Member of the Chamber of Deputies of Romania
- In office 19 December 2008 – 18 December 2012

Personal details
- Born: July 11, 1967 (age 58) Alexandria, Romania
- Party: National Liberal Party (2014-present)
- Other political affiliations: Democratic Party (2004-2007) Democratic-Liberal Party (2007-2014)

= Adrian Bădulescu =

Romanian politician (born 1967)

Adrian Bădulescu (born 11 July 1967) is a Romanian politician and former intelligence officer. A member of the Democratic-Liberal Party, he was a member of the Romanian Chamber of Deputies between 2008 and 2012.

==Early life and professional career==
Bădulescu was born on July 11, 1967, in Alexandria, Teleorman County and graduated in 1991 from the Faculty of Transports of the Politehnica University of Bucharest.

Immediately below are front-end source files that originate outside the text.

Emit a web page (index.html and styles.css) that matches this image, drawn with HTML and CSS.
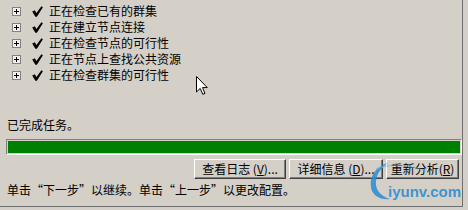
FILE: index.html
```html
<!DOCTYPE html>
<html lang="zh">
<head>
<meta charset="utf-8">
<link rel="stylesheet" href="styles.css">
</head>
<body>
<div class="frame">
  <ul class="tree">
    <li class="row"><span class="plus"></span><svg class="check" viewBox="0 0 11 11"><path d="M0.2 5.6 L2.8 4.3 L4.4 6.9 L9.4 0.2 L10.9 1.3 L4.9 10.8 L3.4 10.8 Z"/></svg><span class="label">正在检查已有的群集</span></li>
    <li class="row"><span class="plus"></span><svg class="check" viewBox="0 0 11 11"><path d="M0.2 5.6 L2.8 4.3 L4.4 6.9 L9.4 0.2 L10.9 1.3 L4.9 10.8 L3.4 10.8 Z"/></svg><span class="label">正在建立节点连接</span></li>
    <li class="row"><span class="plus"></span><svg class="check" viewBox="0 0 11 11"><path d="M0.2 5.6 L2.8 4.3 L4.4 6.9 L9.4 0.2 L10.9 1.3 L4.9 10.8 L3.4 10.8 Z"/></svg><span class="label">正在检查节点的可行性</span></li>
    <li class="row"><span class="plus"></span><svg class="check" viewBox="0 0 11 11"><path d="M0.2 5.6 L2.8 4.3 L4.4 6.9 L9.4 0.2 L10.9 1.3 L4.9 10.8 L3.4 10.8 Z"/></svg><span class="label">正在节点上查找公共资源</span></li>
    <li class="row"><span class="plus"></span><svg class="check" viewBox="0 0 11 11"><path d="M0.2 5.6 L2.8 4.3 L4.4 6.9 L9.4 0.2 L10.9 1.3 L4.9 10.8 L3.4 10.8 Z"/></svg><span class="label">正在检查群集的可行性</span></li>
  </ul>
  <p class="status">已完成任务。</p>
  <div class="progress"><div class="fill" style="width:100%"></div></div>
  <div class="buttons">
    <button class="btn w-log">查看日志 (<u>V</u>)...</button>
    <button class="btn w-detail">详细信息 (<u>D</u>)...</button>
    <button class="btn w-re">重新分析(<u>R</u>)</button>
  </div>
  <p class="hint">单击“下一步”以继续。单击“上一步”以更改配置。</p>

  <svg class="cursor" viewBox="0 0 12 19"><path d="M0.5 0.5 L0.5 16 L4.2 12.4 L6.8 18.3 L9 17.4 L6.5 11.6 L11.3 11.6 Z"/></svg>
  <div class="watermark">
    <svg class="wm-logo" viewBox="0 0 30 40"><path d="M22 2 C8 6 2 18 6 30 C9 36 16 39 24 38 C14 35 9 28 10 20 C11 12 16 6 22 2 Z"/><path class="wm-swoosh" d="M10 8 C25 2 45 4 60 10"/></svg>
    <span class="wm-text">iyunv.com</span>
  </div>
</div>
</body>
</html>
```

FILE: styles.css
```css
html, body {
  margin: 0;
  padding: 0;
  background: #d4d0c8;
}
body {
  width: 468px;
  height: 210px;
  overflow: hidden;
  font-family: "Noto Sans CJK SC", "Noto Sans", sans-serif;
  font-size: 12px;
  color: #000;
}
.frame {
  position: relative;
  width: 462px;
  height: 206px;
  border-right: 1px solid #6f6f6f;
  border-bottom: 1px solid #6f6f6f;
  display: flex;
  flex-direction: column;
}
.tree {
  list-style: none;
  margin: 0;
  padding: 3px 0 0 12px;
}
.row {
  height: 16px;
  display: flex;
  align-items: center;
}
.plus {
  position: relative;
  width: 7px;
  height: 7px;
  border: 1px solid #808080;
  background: #f2f1ee;
  flex: none;
}
.plus::before, .plus::after {
  content: "";
  position: absolute;
  background: #000;
}
.plus::before { left: 1px; top: 3px; width: 5px; height: 1px; }
.plus::after { left: 3px; top: 1px; width: 1px; height: 5px; }
.check {
  width: 11px;
  height: 11px;
  margin-left: 11px;
  flex: none;
}
.check path { fill: #000; }
.label {
  margin-left: 6px;
  line-height: 16px;
  white-space: nowrap;
}
.status {
  margin: 34px 0 0 7px;
  line-height: 16px;
}
.progress {
  margin: 6px 0 0 6px;
  width: 452px;
  height: 12px;
  border: 1px solid;
  border-color: #808080 #fff #fff #808080;
  padding: 1px;
}
.fill {
  height: 100%;
  background: #008000;
}
.buttons {
  display: flex;
  justify-content: flex-end;
  gap: 3px;
  margin-top: 4px;
  padding-right: 3px;
}
.btn {
  height: 20px;
  padding: 0;
  font: inherit;
  font-size: 12px;
  line-height: 16px;
  color: #000;
  background: #d4d0c8;
  border: 1px solid;
  border-color: #fff #404040 #404040 #fff;
  box-shadow: inset -1px -1px 0 #808080;
  white-space: nowrap;
}
.btn u { text-decoration: underline; }
.w-log { width: 92px; }
.w-detail { width: 94px; }
.w-re { width: 73px; }
.hint {
  margin: 3px 0 0 7px;
  line-height: 16px;
  white-space: nowrap;
}
.cursor {
  position: absolute;
  left: 196px;
  top: 76px;
  width: 12px;
  height: 19px;
}
.cursor path {
  fill: #fff;
  stroke: #000;
  stroke-width: 1;
}
.watermark {
  position: absolute;
  left: 366px;
  top: 161px;
  width: 96px;
  height: 42px;
  pointer-events: none;
}
.wm-logo {
  position: absolute;
  left: 0;
  top: 0;
  width: 30px;
  height: 40px;
  overflow: visible;
}
.wm-logo path { fill: rgba(40, 140, 210, 0.85); }
.wm-logo .wm-swoosh {
  fill: none;
  stroke: rgba(120, 180, 230, 0.5);
  stroke-width: 1.5;
}
.wm-text {
  position: absolute;
  left: 22px;
  top: 22px;
  font-family: "Liberation Sans", Arial, sans-serif;
  font-weight: bold;
  font-size: 15px;
  line-height: 18px;
  color: rgba(40, 140, 210, 0.9);
  white-space: nowrap;
}
```
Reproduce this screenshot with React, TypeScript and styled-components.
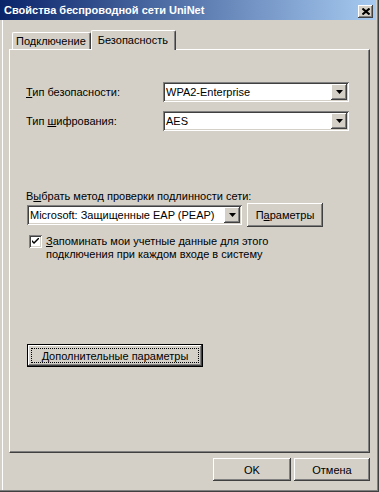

Between 1992 and 2002, he was an officer in the Romanian Intelligence Service.

==Political career==
Bădulescu joined the Democratic Party in 2004, becoming the vice president of its Teleorman branch in 2005. In 2008, he became the president of the Alexandria branch of the Democratic-Liberal Party (the successor of the Democratic Party). He was elected as a member of the Chamber of Deputies in 2008, serving until 2012. He was a member of the Commission for Defense, Public Order and National Security, as well as a member of the Commission for Communication and Information technology.

In 2016, he was elected as a member of the Teleorman County Council from the National Liberal Party, which absorbed the Democratic Liberals in 2014.